Differentially Private Adaptation of Diffusion Models via Noisy Aggregated Embeddings
This addresses privacy risks in adapting AI models for sensitive domains like personal artwork, though it is incremental as it builds on existing Textual Inversion methods.
The paper tackled the problem of personalizing diffusion models on small, sensitive datasets while preserving privacy, and proposed DPAgg-TI, which outperforms DP-SGD finetuning by achieving results closely matching non-private baselines on style adaptation tasks.

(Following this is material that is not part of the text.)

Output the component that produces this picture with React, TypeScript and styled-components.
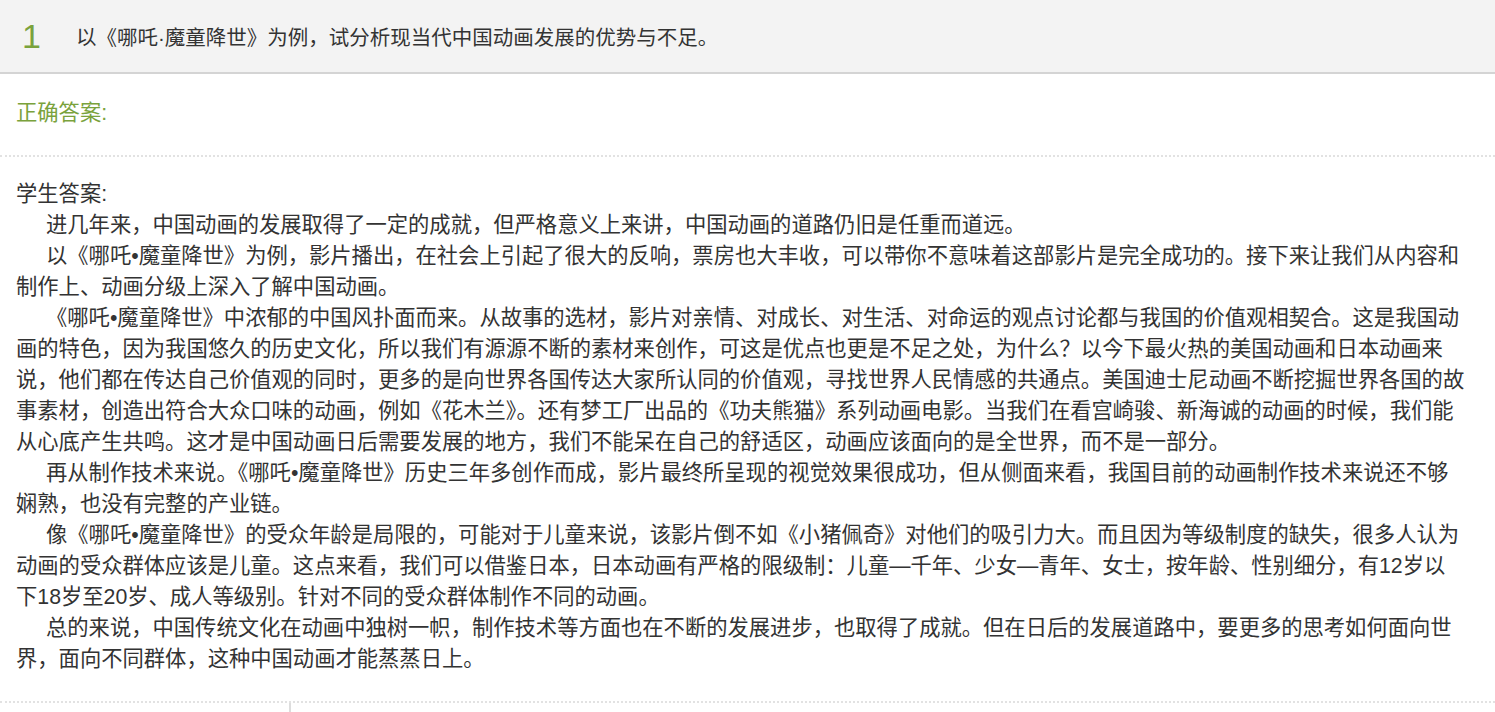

Personalizing large-scale diffusion models poses serious privacy risks, especially when adapting to small, sensitive datasets. A common approach is to fine-tune the model using differentially private stochastic gradient descent (DP-SGD), but this suffers from severe utility degradation due to the high noise needed for privacy, particularly in the small data regime. We propose an alternative that leverages Textual Inversion (TI), which learns an embedding vector for an image or set of images, to enable adaptation under differential privacy (DP) constraints. Our approach, Differentially Private Aggregation via Textual Inversion (DPAgg-TI), adds calibrated noise to the aggregation of per-image embeddings to ensure formal DP guarantees while preserving high output fidelity. We show that DPAgg-TI outperforms DP-SGD finetuning in both utility and robustness under the same privacy budget, achieving results closely matching the non-private baseline on style adaptation tasks using private artwork from a single artist and Paris 2024 Olympic pictograms. In contrast, DP-SGD fails to generate meaningful outputs in this setting.